After confirming the files are correct, click "Next" at the bottom to enter the processing rule settings.
Step 3: Select custom matching text and fill in the expression
After entering step 2, "Set processing options", the interface provides options for "Search Area". The options visible in the screenshot include "First line of text", "First barcode image", and "Text matched by custom formula". In this case, we need to match a contract number from the PDF body, and the contract number is an 8-digit number, so select "Text matched by custom formula".
In the "Regular Expression" input box, fill in:
\d{8}

This expression here can be understood as a more powerful wildcard rule. \d represents a digit, and {8} means it appears exactly 8 times consecutively, so \d{8} will match a consecutive 8-digit number in the PDF content. For the contract number 10026877 in the screenshot, it perfectly matches this rule.
It is important to note that the interface name uses "Regular Expression", which is more precise than a typical wildcard. Standard wildcards are often used to match characters in file names, whereas here we are extracting specified content from the PDF body text. For scenarios like "8-digit contract numbers", "10-digit order numbers", or "fixed prefix plus numbers", regular expressions are more suitable.
Step 4: Set the naming position to overwrite the entire file name
On the same settings page, you can also see the "Position" options, which include "Overwrite entire file name", "To the left of file name", and "To the right of file name" in the screenshot. In this case, the goal is to have the final file name contain only the contract number, without retaining the original 1, 2, 3, 4, so "Overwrite entire file name" is selected.
The expected result of selecting "Overwrite entire file name" is: after the software finds the 8-digit number in the PDF content, it will replace the original file name body with this number, while retaining the PDF extension.
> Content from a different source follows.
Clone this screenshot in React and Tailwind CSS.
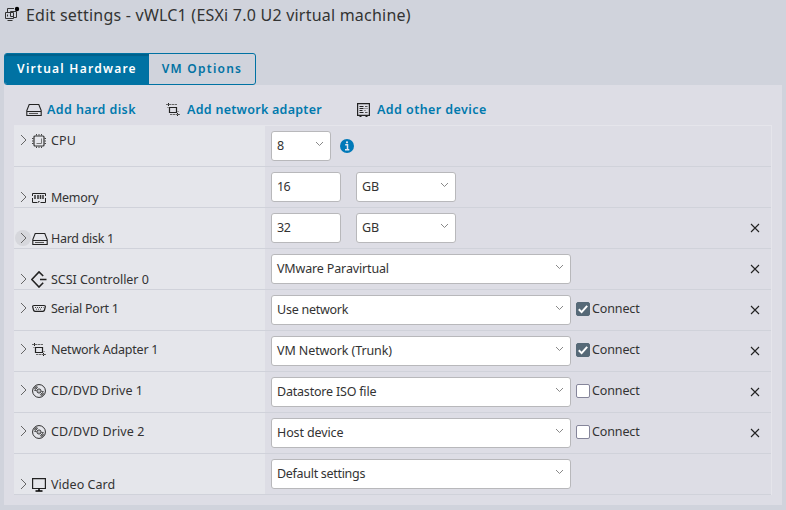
import React from "react";

const Svg = ({ w, h, vb, className = "", sw = 1, children }) => (
  <svg width={w} height={h} viewBox={vb || `0 0 ${w} ${h}`} fill="none" stroke="#222" strokeWidth={sw} className={"shrink-0 " + className}>
    {children}
  </svg>
);

const VmIcon = () => (
  <Svg w={16} h={16}>
    <path d="M3.5 6V2.500H10M6.500 5.500h6v6h-3M1.500 6.500h8v6h-8zM6.500 5.500v5h3M3.500 10.500v-2M3.500 14.500h5" stroke="#333" />
    <circle cx="13" cy="3" r="2.200" fill="#000" stroke="none" />
  </Svg>
);
const DiskIcon = () => (
  <Svg w={16} h={14} sw={1.1}>
    <path d="M3.200 1.500h9.600L15.200 7.500V12.500H.8V7.500zM1 8.500h14" />
    <path d="M3 10.500h9" stroke="#555" />
  </Svg>
);
const NetIcon = () => (
  <Svg w={14} h={14}>
    <path d="M3.500 4.500h7v5h-7z" strokeWidth="1.200" />
    <path d="M2.500 0v3M1.500 1v1M11.500 10v3M12.500 11v1" strokeWidth="1" />
    <path d="M0 1.500h11M4 11.500h10" stroke="#666" strokeDasharray="2.500 .500" />
    <path d="M1 4.500h2M11 8.500h2" stroke="#999" />
  </Svg>
);
const DeviceIcon = () => (
  <Svg w={13} h={14}>
    <path d="M.6.6h11.800v11.800H.6zM2.500 13.300h2M8.500 13.300h2" strokeWidth="1.200" />
    <path d="M2.500 3.500h4M2.500 5.500h4M2.500 7.500h3M2.500 9.500h4" />
    <path d="M8 3.500h2.500M7.500 5.500h1M9.500 5.500h1M7.500 7.500h1M8 9.500h2.500" stroke="#555" />
  </Svg>
);
const CpuIcon = () => (
  <Svg w={14} h={14}>
    <rect x="2" y="2" width="10" height="10" rx="1" strokeWidth="1.200" stroke="#333" />
    <path d="M4.500 9.500h5v-5" stroke="#777" />
    <path d="M4.500 0v1.500M7 0v1.500M9.500 0v1.500M4.500 12.500v1.500M7 12.500v1.500M9.500 12.500v1.500M0 4.500h1.500M0 7h1.500M0 9.500h1.500M12.500 4.500h1.500M12.500 7h1.500M12.500 9.500h1.500" stroke="#444" />
  </Svg>
);
const MemIcon = () => (
  <Svg w={14} h={11}>
    <path d="M.5 3V.5h13V3M.5 5V9.500h5M13.500 5V9.500h-5M6.500 9.500V8.500h1" />
    <path d="M3 2v4M6 2v4M8.500 2v4M11 2v4" strokeWidth="1.500" stroke="#333" />
  </Svg>
);
const ScsiIcon = () => (
  <Svg w={16} h={17} sw={1.6}>
    <path d="M12.200 5L8 .9.8 8.500 8 16l4.200-4.200M9 8.500h6.500" />
  </Svg>
);
const SerialIcon = () => (
  <Svg w={14} h={9}>
    <path d="M2 1.500h10c1 0 1.500.5 1.300 1.300l-.8 3.200c-.2.900-.8 1.300-1.500 1.300H3c-.7 0-1.300-.4-1.500-1.300L.7 2.800C.5 2 1 1.500 2 1.500z" strokeWidth="1.200" />
    <path d="M3 3.500h8.500M4 5.200h6" stroke="#444" strokeDasharray="1 1" />
  </Svg>
);
const DiscIcon = () => (
  <Svg w={14} h={14} vb="0 0 15 15">
    <circle cx="7.500" cy="7.500" r="6.900" />
    <circle cx="7.500" cy="7.500" r="2.200" />
    <circle cx="7.500" cy="7.500" r=".6" fill="#222" stroke="none" />
    <path d="M3.200 6.500a4.500 4.500 0 0 1 3.300-3.300M2 5.500a6 6 0 0 1 3.500-3.500M11.800 8.500a4.500 4.500 0 0 1-3.300 3.300M13 9.500a6 6 0 0 1-3.500 3.500M5.500 5.500l-2-2M9.500 9.500l2 2M5 7H2.500M10 8h2.500" stroke="#444" />
  </Svg>
);
const VideoIcon = () => (
  <Svg w={14} h={14}>
    <path d="M.6.6h12.800v9.900H.6z" strokeWidth="1.200" />
    <path d="M7 10.500v2.500M3.500 13h7" strokeWidth="1.500" stroke="#000" />
  </Svg>
);

const Down = () => (
  <Svg w={9} h={6} className="mb-1">
    <path d="M1 1l3.500 3.500L8 1" stroke="#888" />
  </Svg>
);

const Box = ({ w, children, select = true, ls = "" }) => (
  <div className={`flex h-[30px] shrink-0 items-center justify-between rounded-[3px] border border-[#b8b8bb] bg-white pl-[5px] pr-1.5 ${w} ${ls}`}>
    <span>{children}</span>
    {select && <Down />}
  </div>
);

const Connect = ({ on }) => (
  <label className="mb-0.5 ml-[5px] flex h-4 items-center">
    <span className={`flex size-3.5 items-center justify-center rounded-[2px] border ${on ? "border-[#566977] bg-[#566977]" : "border-[#85859a] bg-white"}`}>
      {on && (
        <svg width="12" height="12" viewBox="0 0 12 12" fill="none" stroke="#fff" strokeWidth="2" className="shrink-0">
          <path d="M1.800 6.300l2.800 2.800 5.600-6.300" />
        </svg>
      )}
    </span>
    <span className="ml-0.5 tracking-[-0.12px]">Connect</span>
  </label>
);

const InfoIcon = () => (
  <svg width="14" height="14" viewBox="0 0 14 14" className="ml-[9px]">
    <circle cx="7" cy="7" r="7" fill="#0079b8" />
    <path d="M5.200 5.800h2.300v4.700M5 10.700h4.300" stroke="#e4e7ef" strokeWidth="1.500" fill="none" />
    <circle cx="7" cy="3.300" r="1.100" fill="#e4e7ef" />
  </svg>
);

const rows = [
  { name: "CPU", icon: <CpuIcon />, pad: "pt-[7px]", ls: "tracking-[0.1px]", body: <><Box w="w-[60px]">8</Box><InfoIcon /></> },
  { name: "Memory", icon: <MemIcon />, pad: "pt-[23px]", ls: "tracking-[-0.3px]", body: <><Box w="w-[70px]" ls="tracking-[-0.7px]" select={false}>16</Box><div className="w-[15px]" /><Box w="w-[100px]">GB</Box></> },
  { name: "Hard disk 1", icon: <DiskIcon />, pad: "pt-[23px]", ls: "tracking-[-0.3px]", x: true, hover: true, body: <><Box w="w-[70px]" ls="tracking-[-0.3px]" select={false}>32</Box><div className="w-[15px]" /><Box w="w-[100px]">GB</Box></> },
  { name: "SCSI Controller 0", icon: <ScsiIcon />, pad: "pt-[23px]", ls: "tracking-[-0.03px]", x: true, body: <Box w="w-[300px]" ls="tracking-[-0.15px]">VMware Paravirtual</Box> },
  { name: "Serial Port 1", icon: <SerialIcon />, pad: "pt-[11px]", ls: "tracking-[-0.25px]", x: true, body: <><Box w="w-[300px]" ls="tracking-[-0.25px]">Use network</Box><Connect on /></> },
  { name: "Network Adapter 1", icon: <NetIcon />, pad: "pt-[11px]", ls: "tracking-[-0.22px]", x: true, body: <><Box w="w-[300px]" ls="tracking-[-0.1px]">VM Network (Trunk)</Box><Connect on /></> },
  { name: "CD/DVD Drive 1", icon: <DiscIcon />, pad: "pt-[11px]", ls: "tracking-[0px]", x: true, body: <><Box w="w-[300px]" ls="tracking-[-0.2px]">Datastore ISO file</Box><Connect /></> },
  { name: "CD/DVD Drive 2", icon: <DiscIcon />, pad: "pt-[11px]", ls: "tracking-[0.12px]", x: true, body: <><Box w="w-[300px]" ls="tracking-[-0.12px]">Host device</Box><Connect /></> },
  { name: "Video Card", icon: <VideoIcon />, pad: "pt-[23px]", ls: "tracking-[0.05px]", body: <Box w="w-[300px]" ls="tracking-[-0.3px]">Default settings</Box> },
];

const Row = ({ r }) => (
  <div className="flex h-[41px] border-b border-[#d0d2da]">
    <div className={`flex w-[251px] shrink-0 items-start bg-[#e5e6eb] pl-px ${r.pad}`}>
      <span className={`-mt-px flex size-4 items-center justify-center rounded-full ${r.hover ? "bg-[#d6d7dc]" : ""}`}>
        <Svg w={7} h={12}><path d="M1 1l5 5-5 5" stroke="#666" /></Svg>
      </span>
      <span className={`flex h-4 w-[21px] items-center ${/^(SCSI|Serial)/.test(r.name) ? "-mt-px" : ""} ${r.name.startsWith("SCSI") ? "" : "pl-px"}`}>{r.icon}</span>
      <span className={`-ml-px whitespace-nowrap leading-4 ${r.ls}`}>{r.name}</span>
    </div>
    <div className="flex flex-1 items-center pl-1.5">
      {r.body}
      {r.x && <Svg w={10} h={10} className="ml-auto mr-[11px]"><path d="M1 1l8 8M9 1l-8 8" strokeWidth="1.100" /></Svg>}
    </div>
  </div>
);

export default function App() {
  return (
    <div className="h-[510px] w-[786px] overflow-hidden bg-[#d0d3dc] px-1 font-['Noto_Sans',sans-serif] text-[12.5px] text-[#333]">
      <header className="flex h-[53px] items-start">
        <div className="mt-[6px]"><VmIcon /></div>
        <h1 className="ml-1.5 mt-[3px] whitespace-nowrap text-base leading-6 tracking-[0.22px]">Edit settings - vWLC1 (ESXi 7.0 U2 virtual machine)</h1>
      </header>
      <div className="flex h-8 w-[252px] overflow-hidden rounded-[3px] border border-[#0072a3] text-xs font-semibold tracking-[1.25px] text-[#0072a3]">
        <div className="flex w-36 items-center justify-center bg-[#0072a3] text-white shadow-[inset_0_2px_1px_#00608a]">Virtual Hardware</div>
        <div className="flex flex-1 items-center justify-center">VM Options</div>
      </div>
      <main className="h-[420px] w-[778px] bg-[#dddde5] pl-2.5 pr-2.5">
        <div className="flex h-10 items-center pl-3 pt-2.5 text-[12.5px] font-semibold text-[#0079ad]">
          <div className="flex w-[140px] items-center gap-[5px] whitespace-nowrap tracking-[0.4px]"><DiskIcon />Add hard disk</div>
          <div className="flex w-[191px] items-center gap-[7px] whitespace-nowrap tracking-[0.27px]"><NetIcon />Add network adapter</div>
          <div className="flex items-center gap-[7px] whitespace-nowrap tracking-[0.43px]"><DeviceIcon />Add other device</div>
        </div>
        <div className="border-r border-t border-[#e5e5eb]">
          {rows.map((r) => <Row key={r.name} r={r} />)}
        </div>
      </main>
    </div>
  );
}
For example, 1.pdf will become 10026877.pdf.
If your need is not a complete replacement, but you want to add the number before or after the original file name, you can also choose "To the left of file name" or "To the right of file name" based on the options provided in the interface. However, for contract archiving scenarios, using the contract number directly as the file name is usually clearer.
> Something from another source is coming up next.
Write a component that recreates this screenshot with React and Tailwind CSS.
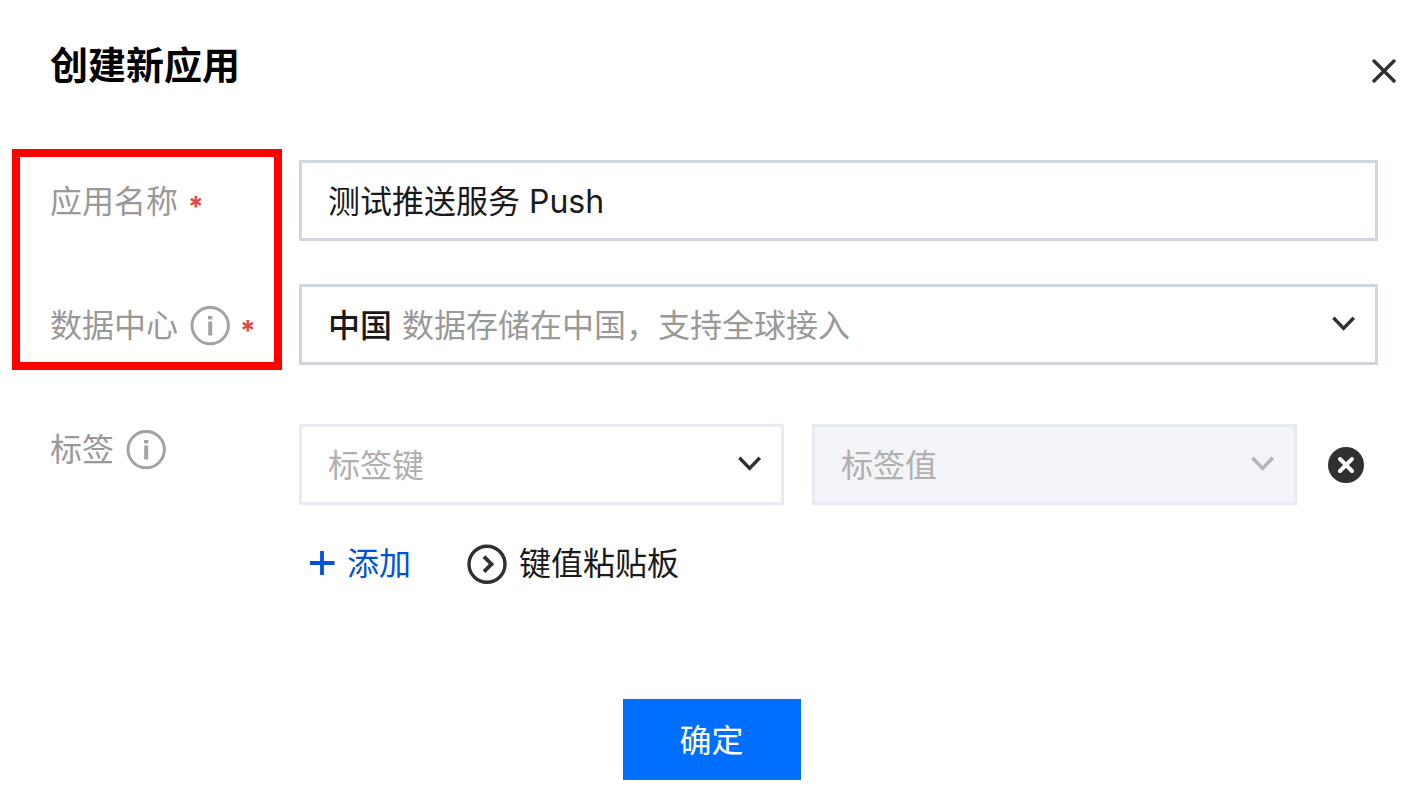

After completing the settings, click "Next" to proceed to the subsequent save location and processing confirmation workflow.
Step 5: Confirm the save location and start processing
From the process bar, it can be seen that this function has two subsequent steps: "Set Save Location" and "Start Processing". During actual operation, it is recommended to confirm the output location according to your own archiving habits after entering the save location step. For important contracts or official archives, it is advisable not to directly overwrite the only original. You can first output to a new folder, and after checking for errors, replace or archive them.
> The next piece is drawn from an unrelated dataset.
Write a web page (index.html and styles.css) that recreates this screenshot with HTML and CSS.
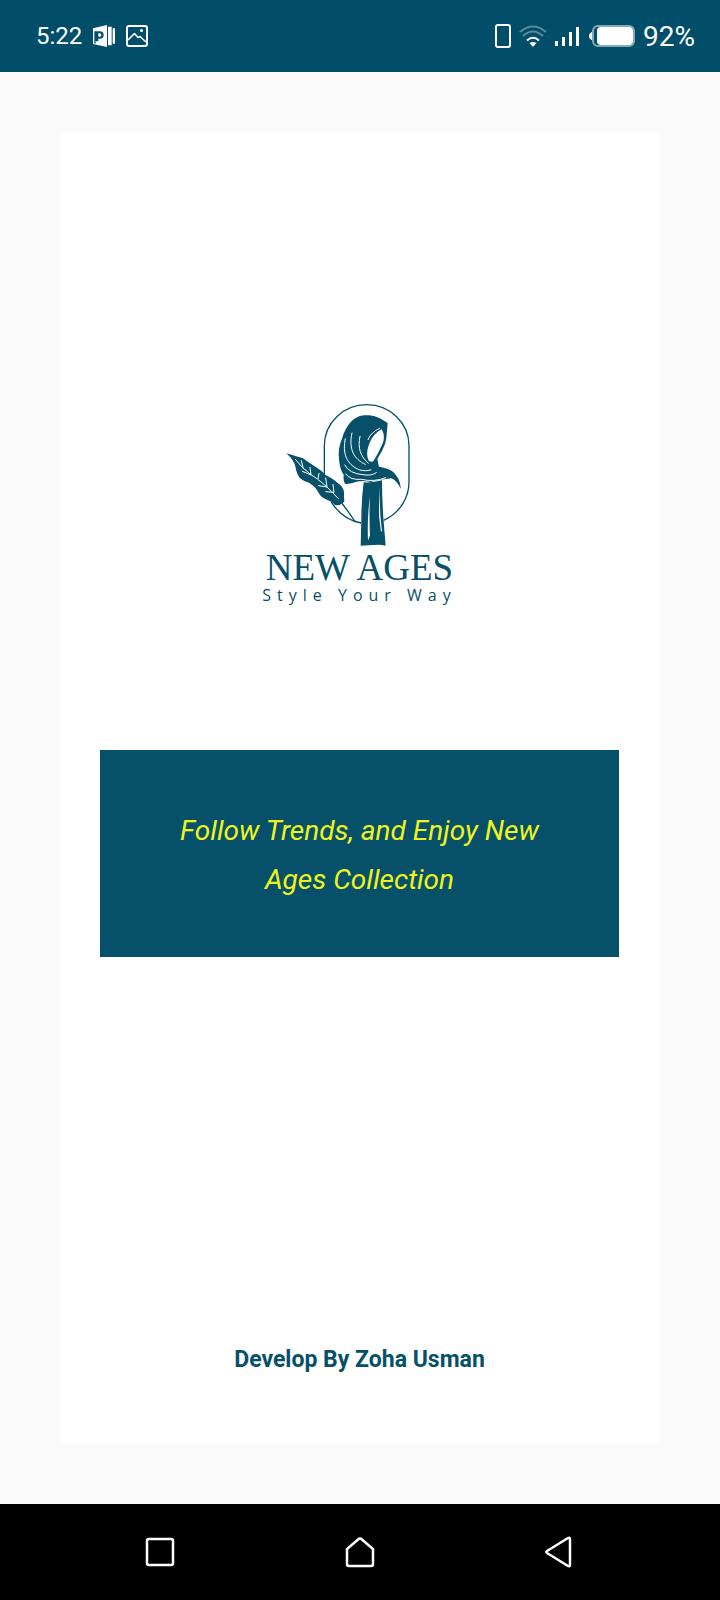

After confirming the save location, enter the "Start Processing" step to execute the batch rename. Once processing is complete, return to the folder to check the results. Consistent with the post-processing screenshot, the file names should become the 8-digit numbers extracted from the PDF content.
Common Questions and Notes
1. Why is this called a wildcard expression, yet the interface reads Regular Expression?
Many users habitually refer to "matching text by rules" collectively as wildcard matching. Strictly speaking, the input box in the screenshot is for "regular expressions". Regular expressions can achieve effects similar to wildcards, and are more suitable for matching structured text like numbers, dates, and order numbers. The \d{8} in this article is the regex way of writing to match consecutive 8-digit numbers.
2. What if there are multiple 8-digit numbers in the PDF?
If multiple consecutive 8-digit numbers exist in a PDF, simply using \d{8} might match unwanted numbers. In this case, you need to adjust the expression based on the characteristics of the PDF content to make the rule as close to the target number as possible. For example, incorporate fixed text, number prefixes, or location to improve accuracy. Before formal batch processing, it is recommended to test with a small number of files first.
3. If the PDF is a scanned image, can the number be recognized directly?
In the screenshot for this article, the text in the PDF content can be matched by the software according to text rules. If the PDF is just a picture scan without a recognizable text layer, content extraction might be affected. In such cases, you should first confirm whether the text in the PDF can be selected and copied before deciding if it is suitable for direct renaming using content.
4. Do I need to back up before batch renaming?
Backups are recommended, especially for important documents like contracts, financial records, legal files, and project archives. The advantage of batch processing is speed, but it also means that if a rule is set incorrectly once, it could affect multiple files. Therefore, it is advisable to first copy a test directory, confirm that the expression and output results are correct, and then process the official files.
5. Which characters can be included in a file name?
This example extracts purely numeric numbers, which typically does not trigger issues with illegal characters in file names. If extracting text like contract names or customer names, you need to be aware that Windows file names do not support certain special symbols. If a naming failure or unexpected result occurs, you should check whether the extracted text contains characters unsuitable for file names.
Summary: Using content matching rules to reduce repetitive renaming work
Through the "Rename PDF Files Using File Content" function of HeSoft Doc Batch Tool , the original repetitive workflow of manually opening a PDF, finding a number, copying the number, and modifying the file name can be transformed into a one-time rule setup and batch execution. For files like contract PDFs, order PDFs, report PDFs, and receipt PDFs, using wildcards/regular expressions to extract numbers from the body text can significantly improve file organization efficiency.
If your folder also contains a large number of PDFs with unmanageable names like 1.pdf, 2.pdf, scanned.pdf, export.pdf, it is recommended to first pick a few samples, confirm the number format within the body text, and then set up the matching expression according to the steps in this article. After verifying that the rules are error-free, batch import the entire folder for processing to complete the PDF batch renaming more safely and efficiently.